# START OF Provided information

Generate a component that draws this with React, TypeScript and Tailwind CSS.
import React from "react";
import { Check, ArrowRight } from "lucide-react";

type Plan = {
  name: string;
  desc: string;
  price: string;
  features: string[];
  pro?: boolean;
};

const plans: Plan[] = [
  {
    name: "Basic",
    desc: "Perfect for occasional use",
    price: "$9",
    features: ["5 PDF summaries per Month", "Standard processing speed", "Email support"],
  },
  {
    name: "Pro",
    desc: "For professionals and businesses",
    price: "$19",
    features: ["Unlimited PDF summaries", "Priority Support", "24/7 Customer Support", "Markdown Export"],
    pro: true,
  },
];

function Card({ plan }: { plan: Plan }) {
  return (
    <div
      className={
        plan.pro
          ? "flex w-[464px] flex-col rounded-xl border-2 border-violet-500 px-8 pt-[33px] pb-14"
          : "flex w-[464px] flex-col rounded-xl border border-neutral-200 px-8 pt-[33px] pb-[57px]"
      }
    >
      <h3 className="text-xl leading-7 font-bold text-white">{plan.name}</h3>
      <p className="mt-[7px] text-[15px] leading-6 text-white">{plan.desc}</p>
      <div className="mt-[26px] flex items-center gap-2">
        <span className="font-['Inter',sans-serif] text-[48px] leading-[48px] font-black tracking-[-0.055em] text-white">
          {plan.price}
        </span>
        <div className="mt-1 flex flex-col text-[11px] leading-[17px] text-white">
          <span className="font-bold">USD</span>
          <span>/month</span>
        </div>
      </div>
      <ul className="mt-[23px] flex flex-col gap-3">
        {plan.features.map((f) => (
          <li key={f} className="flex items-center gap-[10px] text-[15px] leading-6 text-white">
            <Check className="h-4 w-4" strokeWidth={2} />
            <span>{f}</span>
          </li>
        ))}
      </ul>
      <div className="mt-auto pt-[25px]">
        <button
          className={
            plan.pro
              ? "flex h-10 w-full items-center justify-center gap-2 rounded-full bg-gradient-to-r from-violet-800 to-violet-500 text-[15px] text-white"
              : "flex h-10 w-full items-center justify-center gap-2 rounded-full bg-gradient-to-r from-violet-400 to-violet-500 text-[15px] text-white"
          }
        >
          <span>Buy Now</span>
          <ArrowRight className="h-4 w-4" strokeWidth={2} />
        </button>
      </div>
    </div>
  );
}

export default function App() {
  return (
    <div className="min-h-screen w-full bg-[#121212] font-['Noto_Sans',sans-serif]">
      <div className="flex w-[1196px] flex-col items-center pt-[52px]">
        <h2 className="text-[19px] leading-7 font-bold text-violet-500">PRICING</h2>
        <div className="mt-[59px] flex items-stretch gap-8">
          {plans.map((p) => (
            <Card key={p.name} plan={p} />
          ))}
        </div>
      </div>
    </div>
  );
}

# END OF Provided information
# START OF Provided information

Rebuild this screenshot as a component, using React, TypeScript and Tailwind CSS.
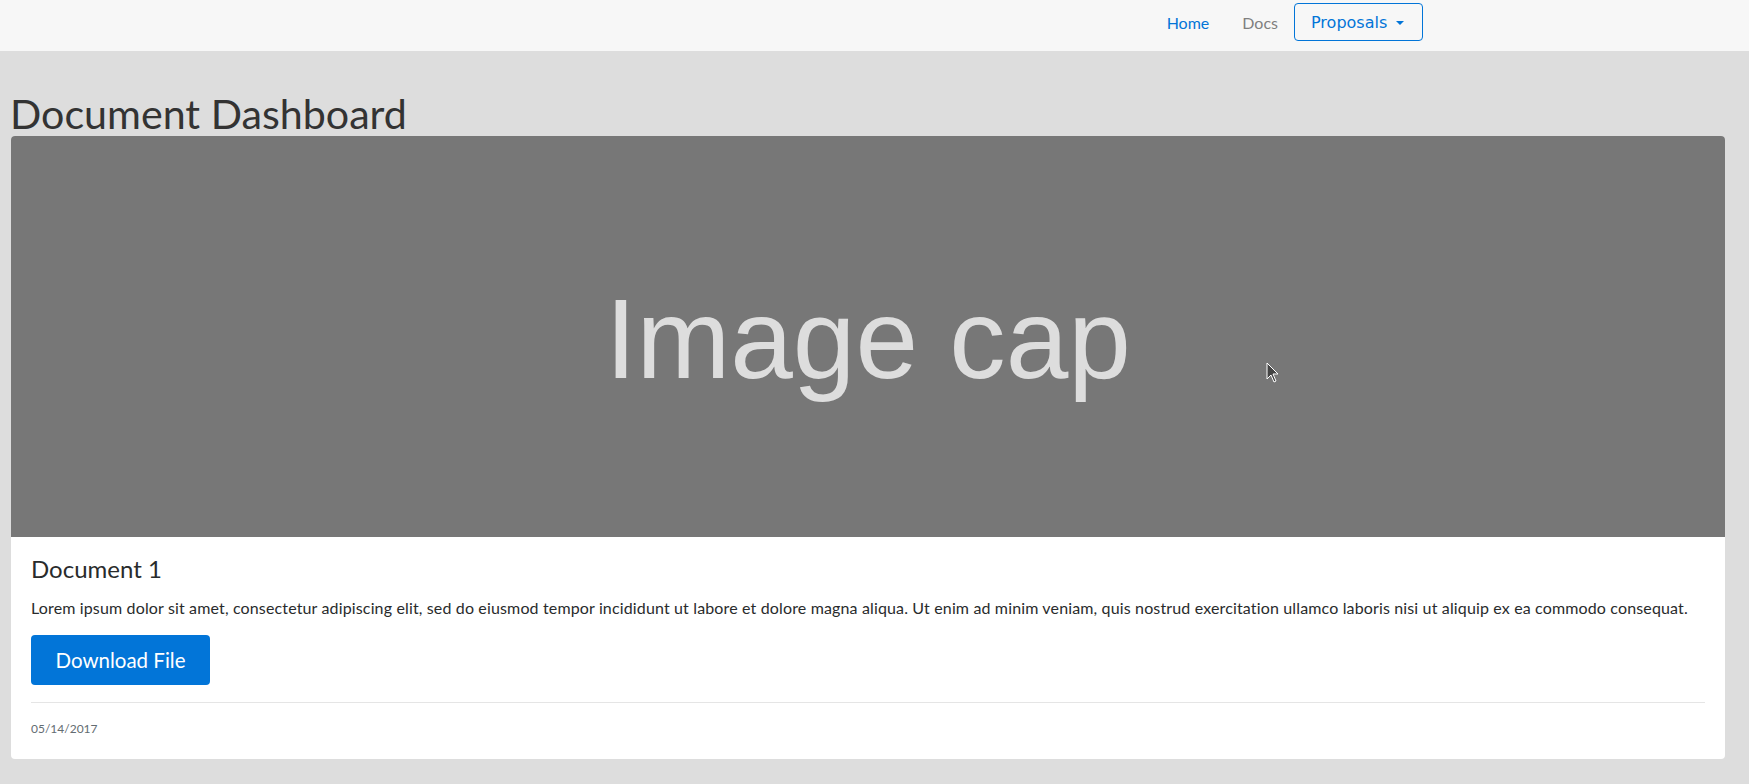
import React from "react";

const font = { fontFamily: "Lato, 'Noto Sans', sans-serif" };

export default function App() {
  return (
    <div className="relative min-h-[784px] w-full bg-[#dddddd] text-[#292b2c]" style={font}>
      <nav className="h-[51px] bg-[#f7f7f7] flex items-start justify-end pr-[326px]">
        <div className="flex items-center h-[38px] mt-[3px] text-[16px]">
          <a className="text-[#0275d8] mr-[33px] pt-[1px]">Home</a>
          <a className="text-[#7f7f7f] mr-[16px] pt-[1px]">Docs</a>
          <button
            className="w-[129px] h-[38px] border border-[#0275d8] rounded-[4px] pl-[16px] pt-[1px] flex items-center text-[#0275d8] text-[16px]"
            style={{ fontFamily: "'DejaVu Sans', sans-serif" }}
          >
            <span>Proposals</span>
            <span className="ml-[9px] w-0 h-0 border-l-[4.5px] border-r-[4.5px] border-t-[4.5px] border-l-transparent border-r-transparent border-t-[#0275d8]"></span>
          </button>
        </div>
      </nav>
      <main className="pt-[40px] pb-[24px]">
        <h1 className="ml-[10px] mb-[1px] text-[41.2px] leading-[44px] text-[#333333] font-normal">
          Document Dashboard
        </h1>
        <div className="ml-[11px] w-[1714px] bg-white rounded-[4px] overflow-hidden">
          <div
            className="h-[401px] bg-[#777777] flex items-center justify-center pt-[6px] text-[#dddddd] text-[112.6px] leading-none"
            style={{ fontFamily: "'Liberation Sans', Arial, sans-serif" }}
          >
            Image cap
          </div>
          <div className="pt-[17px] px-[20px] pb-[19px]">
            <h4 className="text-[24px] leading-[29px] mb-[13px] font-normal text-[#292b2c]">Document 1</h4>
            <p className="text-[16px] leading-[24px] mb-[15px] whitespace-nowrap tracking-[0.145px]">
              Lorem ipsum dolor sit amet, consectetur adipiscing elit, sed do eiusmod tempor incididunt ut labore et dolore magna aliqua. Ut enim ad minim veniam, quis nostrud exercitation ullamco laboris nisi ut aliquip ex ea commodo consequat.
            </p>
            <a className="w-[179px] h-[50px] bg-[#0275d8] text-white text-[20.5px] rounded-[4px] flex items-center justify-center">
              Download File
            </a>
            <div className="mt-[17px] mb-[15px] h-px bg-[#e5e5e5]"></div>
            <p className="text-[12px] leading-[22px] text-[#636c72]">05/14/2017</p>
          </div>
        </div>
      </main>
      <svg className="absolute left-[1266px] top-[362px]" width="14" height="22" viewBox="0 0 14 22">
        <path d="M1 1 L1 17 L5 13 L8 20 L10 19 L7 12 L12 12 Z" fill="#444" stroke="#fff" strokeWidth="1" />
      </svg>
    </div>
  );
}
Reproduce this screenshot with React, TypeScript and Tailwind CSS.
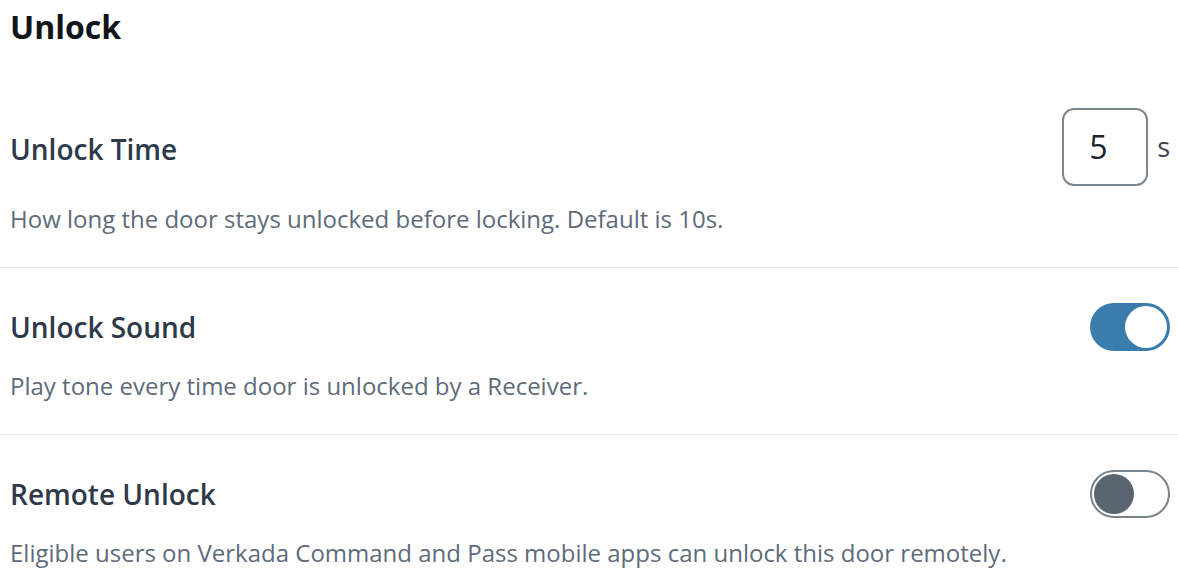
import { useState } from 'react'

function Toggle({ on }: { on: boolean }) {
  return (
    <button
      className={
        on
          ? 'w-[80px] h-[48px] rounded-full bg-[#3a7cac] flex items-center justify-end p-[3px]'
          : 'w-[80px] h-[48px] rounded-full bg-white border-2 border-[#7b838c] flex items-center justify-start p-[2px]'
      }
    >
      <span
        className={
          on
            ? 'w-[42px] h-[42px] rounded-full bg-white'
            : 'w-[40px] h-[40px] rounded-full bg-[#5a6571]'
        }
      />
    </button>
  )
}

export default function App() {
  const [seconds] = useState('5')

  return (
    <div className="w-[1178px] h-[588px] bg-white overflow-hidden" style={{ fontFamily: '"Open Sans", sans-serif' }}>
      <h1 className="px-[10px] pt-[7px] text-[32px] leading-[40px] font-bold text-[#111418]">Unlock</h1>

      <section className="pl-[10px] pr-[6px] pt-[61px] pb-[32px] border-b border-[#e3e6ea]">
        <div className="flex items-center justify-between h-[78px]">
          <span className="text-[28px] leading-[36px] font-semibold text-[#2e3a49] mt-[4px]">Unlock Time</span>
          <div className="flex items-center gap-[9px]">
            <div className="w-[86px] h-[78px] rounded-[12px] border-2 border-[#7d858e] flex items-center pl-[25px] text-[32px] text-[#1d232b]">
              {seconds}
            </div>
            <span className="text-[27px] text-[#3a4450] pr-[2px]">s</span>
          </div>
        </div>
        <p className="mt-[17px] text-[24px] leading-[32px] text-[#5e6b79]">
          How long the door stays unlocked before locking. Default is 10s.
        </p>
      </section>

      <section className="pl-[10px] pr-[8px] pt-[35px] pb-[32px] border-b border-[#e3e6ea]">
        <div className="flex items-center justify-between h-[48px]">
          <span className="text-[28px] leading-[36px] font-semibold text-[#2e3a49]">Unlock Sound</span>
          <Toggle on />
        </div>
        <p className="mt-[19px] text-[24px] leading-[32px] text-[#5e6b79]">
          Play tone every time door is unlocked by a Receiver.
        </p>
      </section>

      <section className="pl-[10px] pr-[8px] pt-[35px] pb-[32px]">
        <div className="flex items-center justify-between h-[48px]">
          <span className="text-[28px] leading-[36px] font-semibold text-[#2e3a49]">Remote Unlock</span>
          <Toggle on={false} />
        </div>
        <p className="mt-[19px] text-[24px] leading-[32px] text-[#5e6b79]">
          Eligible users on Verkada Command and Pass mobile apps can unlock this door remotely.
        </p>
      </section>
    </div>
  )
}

# END OF Provided information
# START OF Provided information

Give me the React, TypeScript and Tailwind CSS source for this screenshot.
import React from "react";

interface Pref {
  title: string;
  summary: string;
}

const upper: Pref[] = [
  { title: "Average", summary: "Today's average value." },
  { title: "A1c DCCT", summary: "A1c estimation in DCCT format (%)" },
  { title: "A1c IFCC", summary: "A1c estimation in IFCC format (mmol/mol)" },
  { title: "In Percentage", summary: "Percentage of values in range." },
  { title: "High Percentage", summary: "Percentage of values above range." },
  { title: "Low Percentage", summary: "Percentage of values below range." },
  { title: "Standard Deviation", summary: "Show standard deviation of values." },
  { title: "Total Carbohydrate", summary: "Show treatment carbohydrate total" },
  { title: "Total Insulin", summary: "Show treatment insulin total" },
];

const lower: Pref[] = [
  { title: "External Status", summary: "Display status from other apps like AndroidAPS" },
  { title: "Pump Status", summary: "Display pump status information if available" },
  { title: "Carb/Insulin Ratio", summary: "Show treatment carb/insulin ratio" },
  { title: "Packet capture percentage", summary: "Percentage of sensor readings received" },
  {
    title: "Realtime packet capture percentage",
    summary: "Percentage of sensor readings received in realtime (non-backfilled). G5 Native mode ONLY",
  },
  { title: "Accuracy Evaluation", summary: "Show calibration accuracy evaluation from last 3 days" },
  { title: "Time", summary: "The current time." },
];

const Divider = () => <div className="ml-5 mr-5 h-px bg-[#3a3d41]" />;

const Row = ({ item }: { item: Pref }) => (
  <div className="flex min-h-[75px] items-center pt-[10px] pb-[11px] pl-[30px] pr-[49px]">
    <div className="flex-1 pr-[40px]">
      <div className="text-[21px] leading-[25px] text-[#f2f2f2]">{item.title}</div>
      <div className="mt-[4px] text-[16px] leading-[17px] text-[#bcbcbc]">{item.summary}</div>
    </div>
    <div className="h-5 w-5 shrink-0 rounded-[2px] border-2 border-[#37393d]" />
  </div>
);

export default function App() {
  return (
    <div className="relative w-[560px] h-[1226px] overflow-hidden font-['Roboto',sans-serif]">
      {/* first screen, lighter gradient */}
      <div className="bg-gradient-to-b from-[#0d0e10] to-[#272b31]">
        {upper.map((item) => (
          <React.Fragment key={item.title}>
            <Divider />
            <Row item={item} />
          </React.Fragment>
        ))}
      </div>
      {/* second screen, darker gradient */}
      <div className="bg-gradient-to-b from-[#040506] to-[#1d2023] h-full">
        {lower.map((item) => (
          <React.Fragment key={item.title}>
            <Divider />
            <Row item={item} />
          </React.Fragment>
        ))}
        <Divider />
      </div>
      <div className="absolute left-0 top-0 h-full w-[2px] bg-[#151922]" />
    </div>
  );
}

# END OF Provided information

Determine how many lines in the data above contain the string "with". Give nothing except the number.

Output. 2